An update. Semi irked, I guess. Finished a new novella, and realized that it didn’t properly capture the world (or the story) that I was trying to explain. I’d got the story arc nicely created – but much like the Fairyland book – the complexity of the world I created was just too vast to fit properly into a little 40-something page creation. With hindsight, looking over it, I can see that I need to take more time with the unfolding plot, especially given that there’s a huge amount of theology and backstory involved. So what I’d created was almost a precis of the actual events.
And now I need to revisit the ‘world’ and rewrite it properly.
What have I learned? ‘Writing’ teaches patience.
Taken the almost unheard of step of taking a day or two off. Naturally I’ve already started the new tack at the story. And now, on day 3, I’ve also started writing something else. Not entirely sure what it is, or where its going, but its emerging and so I’ll go with it and see where it takes me. I have a vague idea of some of the moods I want to evoke, but as to the actions, conflicts and the like, no clue.
I was thinking idly about the upcoming Brown University jaunt, and more specifically about having to talk with the students – and that’s going to be a fun and weird thing. I can picture the question: How do you plan your stories/plays? I dont. The stories emerge and I write them down. I try not to get despondent at my own exhaustion as I do my best to keep up with the story as it plays in my head. What advice can you give? Put yourself in harm’s way. Discover discomfort. Get real life experience. Face some life threatening stuff above and beyond being handed the wrong kind of coffee from the waitress. Discover the delicious clarity which comes from facing the possibility of not getting out alive from the situation you’re in. Assuming you live, the work you’ll do after this will probably be of a higher order than the mindless navel-gazing variety.
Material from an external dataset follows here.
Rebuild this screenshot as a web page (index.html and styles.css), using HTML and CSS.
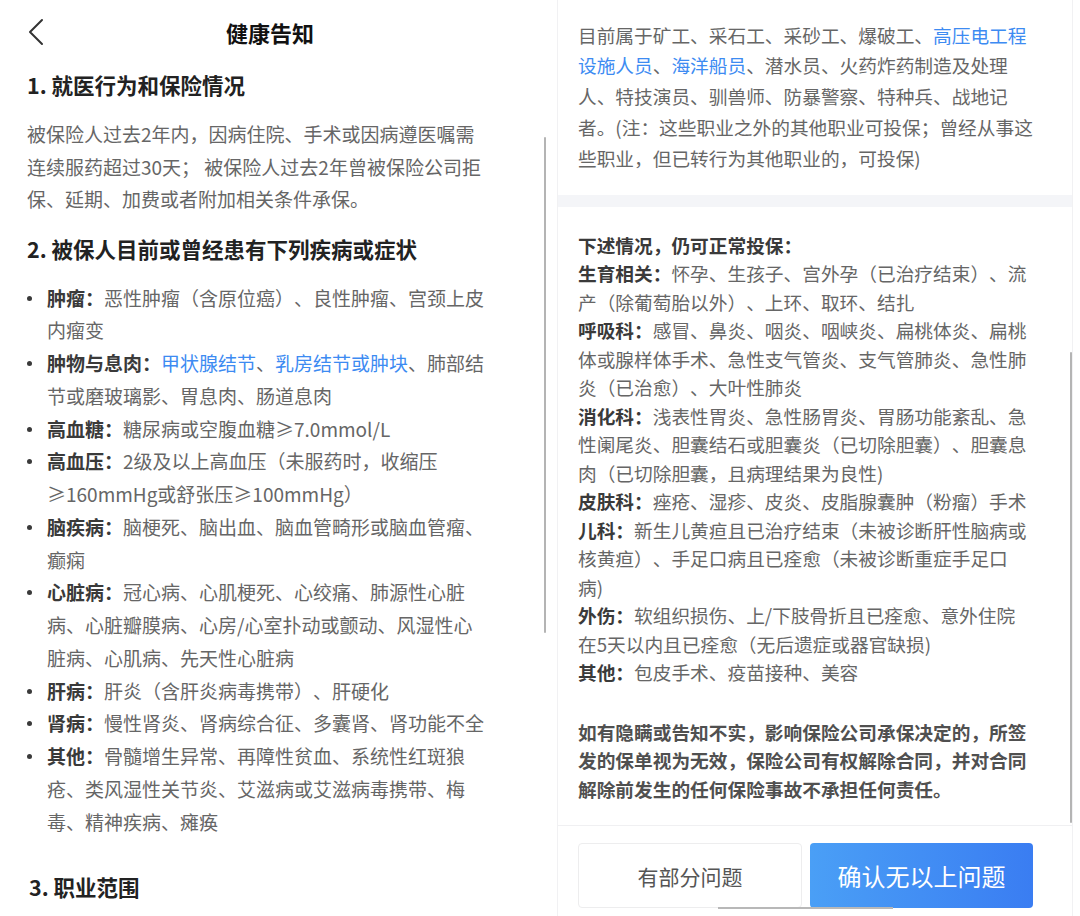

At the same time, I’m aware that a lot of good writers were comfortable middle class people, who merely used their imaginations. Dickens never starved. On the other hand, Joe Orton lived in a way that closely parallels my ideas of ‘putting yourself in harms way’ – and being true to yourself, regardless of how weird, sleazy, repulsive, or mischievous that might seem to everyone else in society. If you don’t know Orton, source the film ‘Prick Up Your Ears’ and learn a little something.
Side thought, I can feel my subconscious mulling over the half written play, whose characters are standing with their arms folded, waiting for me to point the way. Again, I know the story arc, and more importantly, the mood I want the audience to have by its end – but for now its still gestating. Like that character says in Bergman’s Serpent’s Egg (when describing the rise of Nazism) ‘you can see the egg, and the thing within, dimly visible – but its still not properly formed yet.’
Hmm, other things to perhaps raise with questioners – like ’sometimes you just have to write what you want to write, and its irrelevant whether or not you think the market will like it.’ I suppose that’s one of the issues I have politically with some ideas of ‘good art = what makes money’ – one ends up in a situation where people trudge along the same old footsteps creatively-speaking, believing that when you’re making money from art, or mass media ‘notices you,’ this therefore means that what you’re doing is ‘good.’ The primary difference between Culture in the EU and Culture in the US.
I think its lovely if/when ‘recognition’ happens, but there’s no way I’d ever want to be having those sorts of thoughts or motivations of fame/recognition in my head when making things. And trying to persuade people that there’s a technique which everyone can learn to ‘make good art’ (ie: stuff that makes money) is a slow dive towards scraping the bottom of the barrel, wearing weird glasses that have distorted the perspective. Hey, is that the surface I’m approaching? No, its the ocean floor – you’re upside down. The Aimee Mann line about ‘you’re on the ground and moving down…’ comes to mind.
I’m curious to see the kind of rehearsal process that’s going to unfold, and what the actors might need to know, in order to achieve the roles. Ditto seeing the other playwrights ‘process’ – as there’s no single one way that is ‘right’ – there’re many ways to skin a cat, and my approach is merely one of an infinite number of them, en route to the cast standing on stage, saying the words in the right order – and having fun with it, too. ‘No one gets out of here alive,’ after all…
And, now I think of it (re the ‘many ways to skin a cat’ line), what were the circumstances around the original unfortunate cat, which gave rise to that faintly sinister saying?
What were the original humans up to, which gave birth to that creepy line?
Who came home at the end of a long day, and muttered to their significant other ‘Damn, there are many ways to skin a cat.’
Why were they doing it in the first place?
Had they only been skinning cats in one standard way up until then? Just what were they doing with cat skins?
Hm, I suddenly notice that this is a rather kinky feline-sadism version of Brecht’s (I think it was) ‘thoughts of a person studying history.’
Good grief.
Its a gloomy day in Connecticut. Soft rain. Perfect writing weather.